As part of the new Long-Range-Plan for Public Education, the State Board of Education is recommending state-funded full-day pre-kindergarten.

According to the Texas Education Agency, the plan was created with goals of access and equity, and the recommendations are to be achieved by 2030.

Texas children are eligible for pre-K if they are 4 years old on or before Sept. 1 and if they meet one of the following standards: federal free/reduced price lunch guidelines; unable to speak or comprehend English; currently or have been in foster care; homeless as defined by 42 U.S.C. Section 1143a; have a parent who is an active duty member of the U.S. armed forces or whose parent was injured or killed while serving on active duty as a member of the U.S. armed forces.

Some Parker County school districts, including Weatherford, Peaster, Poolville, Millsap and Springtown, have half-day pre-K available. School superintendents agree that pre-K is valuable in teaching children social skills and sets the foundation needed for students to continue their education.

“Pre-K programs are the start of a child’s love of learning,” WISD Superintendent Jeffrey Hanks said. “Pre-K classrooms provide an environment where young children can begin learning social skills in an academic setting to give them a foundation that enhances their readiness to start school and influences their long-term academic success.”

Hanks said the district “applauds” the SBOE’s recommendation of fully funded full-day pre-K.

Poolville ISD Superintendent Jimmie Dobbs said some children need the half-a-day model while others are able to advance to a full day.

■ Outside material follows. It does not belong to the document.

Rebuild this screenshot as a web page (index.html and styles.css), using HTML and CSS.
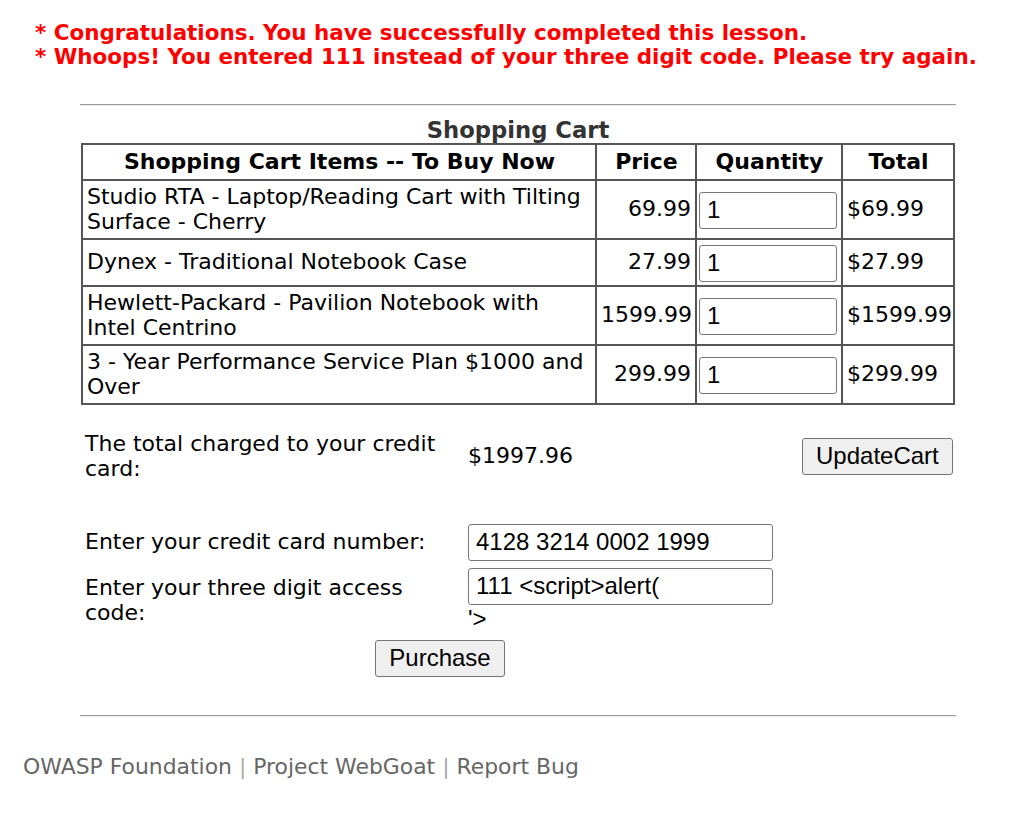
FILE: index.html
```html
<!DOCTYPE html>
<html>
<head>
<meta charset="utf-8">
<title>Shopping Cart</title>
<link rel="stylesheet" href="styles.css">
</head>
<body>
<div class="messages">
  <div class="msg">* Congratulations. You have successfully completed this lesson.</div>
  <div class="msg">* Whoops! You entered 111 instead of your three digit code. Please try again.</div>
</div>
<div class="lesson">
  <hr class="rule rule-top">
  <table class="cart">
    <caption>Shopping Cart</caption>
    <colgroup>
      <col class="col-item"><col class="col-price"><col class="col-qty"><col class="col-total">
    </colgroup>
    <thead>
      <tr><th>Shopping Cart Items -- To Buy Now</th><th>Price</th><th>Quantity</th><th>Total</th></tr>
    </thead>
    <tbody>
      <tr><td>Studio RTA - Laptop/Reading Cart with Tilting Surface - Cherry</td><td class="num">69.99</td><td class="qty-cell"><input class="qty" type="text" value="1"></td><td>$69.99</td></tr>
      <tr><td>Dynex - Traditional Notebook Case</td><td class="num">27.99</td><td class="qty-cell"><input class="qty" type="text" value="1"></td><td>$27.99</td></tr>
      <tr><td>Hewlett-Packard - Pavilion Notebook with Intel Centrino</td><td class="num">1599.99</td><td class="qty-cell"><input class="qty" type="text" value="1"></td><td>$1599.99</td></tr>
      <tr><td>3 - Year Performance Service Plan $1000 and Over</td><td class="num">299.99</td><td class="qty-cell"><input class="qty" type="text" value="1"></td><td>$299.99</td></tr>
    </tbody>
  </table>
  <div class="spacer"></div>
  <table class="checkout">
    <colgroup>
      <col class="col-label"><col class="col-field"><col class="col-action">
    </colgroup>
    <tr class="row-total">
      <td>The total charged to your credit card:</td>
      <td>$1997.96</td>
      <td class="right"><button class="btn" type="button">UpdateCart</button></td>
    </tr>
    <tr class="row-empty"><td>&nbsp;</td><td></td><td></td></tr>
    <tr class="row-card">
      <td>Enter your credit card number:</td>
      <td><input class="field" type="text" value="4128 3214 0002 1999"></td>
      <td></td>
    </tr>
    <tr class="row-code">
      <td>Enter your three digit access code:</td>
      <td class="field-cell"><input class="field" type="text" value="111 &lt;script&gt;alert("><span class="leak">'&gt;</span></td>
      <td></td>
    </tr>
    <tr class="row-buy">
      <td colspan="2" class="center"><button class="btn" type="button">Purchase</button></td>
      <td></td>
    </tr>
  </table>
  <hr class="rule rule-bottom">
</div>
<div class="footer">
  <span class="link">OWASP Foundation</span> <span class="sep">|</span> <span class="link">Project WebGoat</span> <span class="sep">|</span> <span class="link">Report Bug</span>
</div>
</body>
</html>
```

FILE: styles.css
```css
html, body {
  margin: 0;
  padding: 0;
  background: #ffffff;
}

body {
  font-family: "DejaVu Sans", Verdana, sans-serif;
  font-size: 22px;
  color: #000000;
}

.messages {
  padding: 21px 0 0 35px;
}

.msg {
  color: #ff0000;
  font-weight: bold;
  font-size: 21.45px;
  line-height: 24px;
  white-space: nowrap;
}

.lesson {
  width: 876px;
  margin-left: 80px;
}

.rule {
  display: block;
  height: 0;
  border: 0;
  border-top: 1px solid #9a9a9a;
  border-bottom: 1px solid #eeeeee;
  margin: 0;
}

.rule-top {
  margin-top: 35px;
}

.cart {
  width: 872px;
  margin-left: 1px;
  border-collapse: collapse;
  table-layout: fixed;
  margin-top: 11px;
}

.cart caption {
  font-weight: bold;
  font-size: 22.7px;
  color: #333333;
  line-height: 26px;
}

.col-item { width: 514px; }
.col-price { width: 100px; }
.col-qty { width: 146px; }
.col-total { width: 112px; }

.cart th,
.cart td {
  border: 2px solid #555555;
  padding: 3px 3px 3px 4px;
  line-height: 25.5px;
}

.cart th {
  font-weight: bold;
  text-align: center;
  padding-top: 4px;
  padding-bottom: 4px;
}

.cart td.num {
  text-align: right;
  padding-right: 4px;
}

.cart td.qty-cell {
  padding: 2px;
}

input.qty,
input.field {
  box-sizing: border-box;
  height: 37px;
  border: 1px solid #767676;
  border-radius: 3px;
  padding: 0 7px;
  font-family: "Liberation Sans", Arial, sans-serif;
  font-size: 24px;
  color: #000000;
  background: #ffffff;
  margin: 0;
  vertical-align: baseline;
}

input.qty {
  width: 138px;
  margin-top: 3px;
  margin-bottom: 1px;
}

input.field {
  width: 305px;
}

.spacer {
  height: 24px;
}

.checkout {
  width: 874px;
  margin-left: 1px;
  border-collapse: collapse;
  table-layout: fixed;
}

.col-label { width: 383px; }
.col-field { width: 334px; }
.col-action { width: 157px; }

.checkout td {
  padding: 2px 3px 2px 4px;
  line-height: 25.5px;
  vertical-align: middle;
}

.checkout td.right {
  text-align: right;
}

.checkout td.center {
  text-align: center;
}

.row-empty td {
  height: 34px;
}

.row-code td {
  padding-top: 5px;
}

.leak {
  display: block;
  font-family: "Liberation Sans", Arial, sans-serif;
  font-size: 24px;
  line-height: 28px;
}

.row-buy td {
  padding-top: 5px;
}

.btn {
  box-sizing: border-box;
  height: 37px;
  padding: 0 13px;
  border: 1px solid #767676;
  border-radius: 3px;
  background: #efefef;
  font-family: "Liberation Sans", Arial, sans-serif;
  font-size: 24px;
  color: #000000;
  margin: 0;
}

.rule-bottom {
  margin-top: 36px;
}

.footer {
  padding: 37px 0 0 23px;
  font-family: "DejaVu Sans", sans-serif;
  font-size: 21.9px;
  color: #666666;
}

.footer .sep {
  color: #aaaaaa;
}
```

“I think the half day model provides a setting that allows children to ‘ease’ into school life,” Dobbs said. “It provides a positive first experience for that child.”

Full-day pre-K might be a better option for families who work all day and aren’t able to drop-off or pick-up their children mid-day, Dobbs said.

Overall, Dobbs and other superintendents said their districts support full-day pre-K if it is funded properly.

“We do hope the legislature will fully fund any new mandates,” Springtown ISD Superintendent Mike Kelley said. “It would be encouraging to see additional support for students beginning their formal education (i.e. “pre-K”) as well at the other end of the spectrum in our career and technology programs.”

Millsap ISD Superintendent Deann Lee said MISD has had difficulty providing full-day pre-K because of the high cost and limited state funding, though full-day pre-K is preferred.

“Full-day pre-K is the optimal preference because it allows a teacher to address the social, emotional and academic needs of young children to a fuller extent than does half-day pre-K,” Lee said.